Description: When Inter-chassis Control Protocol (ICCP) is down, the status of a remote MC-LAG peer is unknown. Even if the MC-LAG peer is configured as standby, the traffic is not redirected to this peer because it is assumed that this peer is down.

Description: When a multichassis aggregated Ethernet interface is converted to an aggregated Ethernet (AE) interface, it retains some multichassis aggregated Ethernet interface properties. For example, the aggregated Ethernet interface might retain the administrative key of the multichassis aggregated Ethernet.
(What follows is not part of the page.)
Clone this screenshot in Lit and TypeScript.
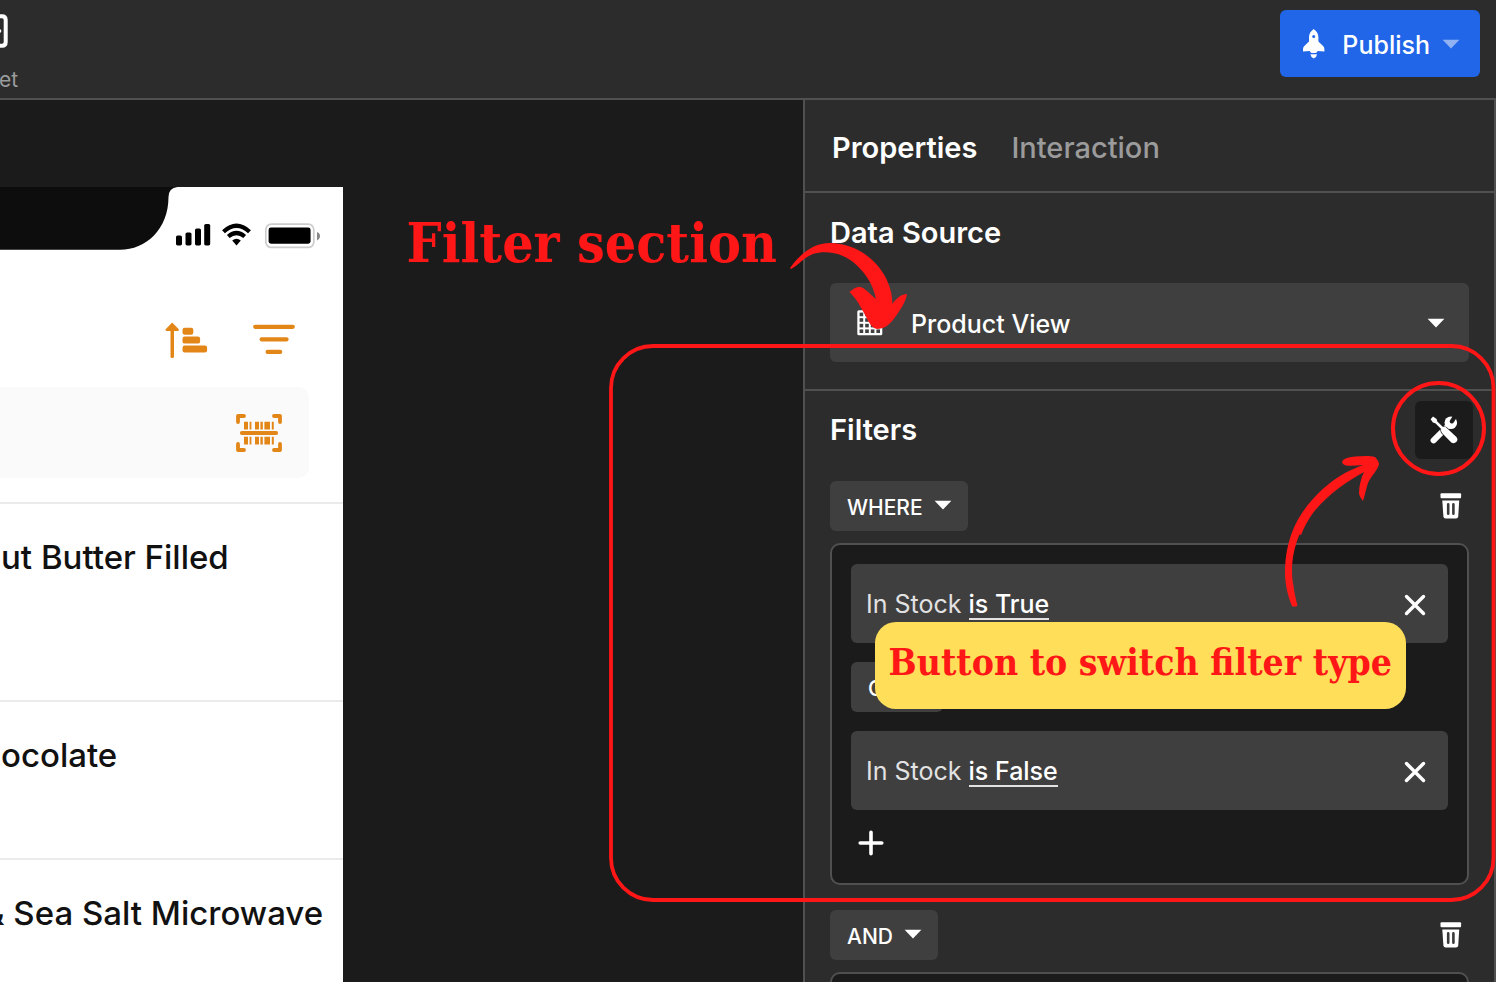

When this happens, the aggregated Ethernet interface goes down.

Description: When MAC synchronization is enabled, the multichassis link aggregation group (MC-LAG) peer can resolve Address Resolution Protocol (ARP) entries for the MC-LAG routed VLAN interface (RVI) with either of the MC-LAG peer MAC addresses. If the downstream traffic is sent with one MAC address (MAC1) but the peer has resolved the MAC address with a different MAC address (MAC2), the MAC2 address might not be learned by any of the access layer switches. Flooding of the upstream traffic for the MAC2 address might then occur.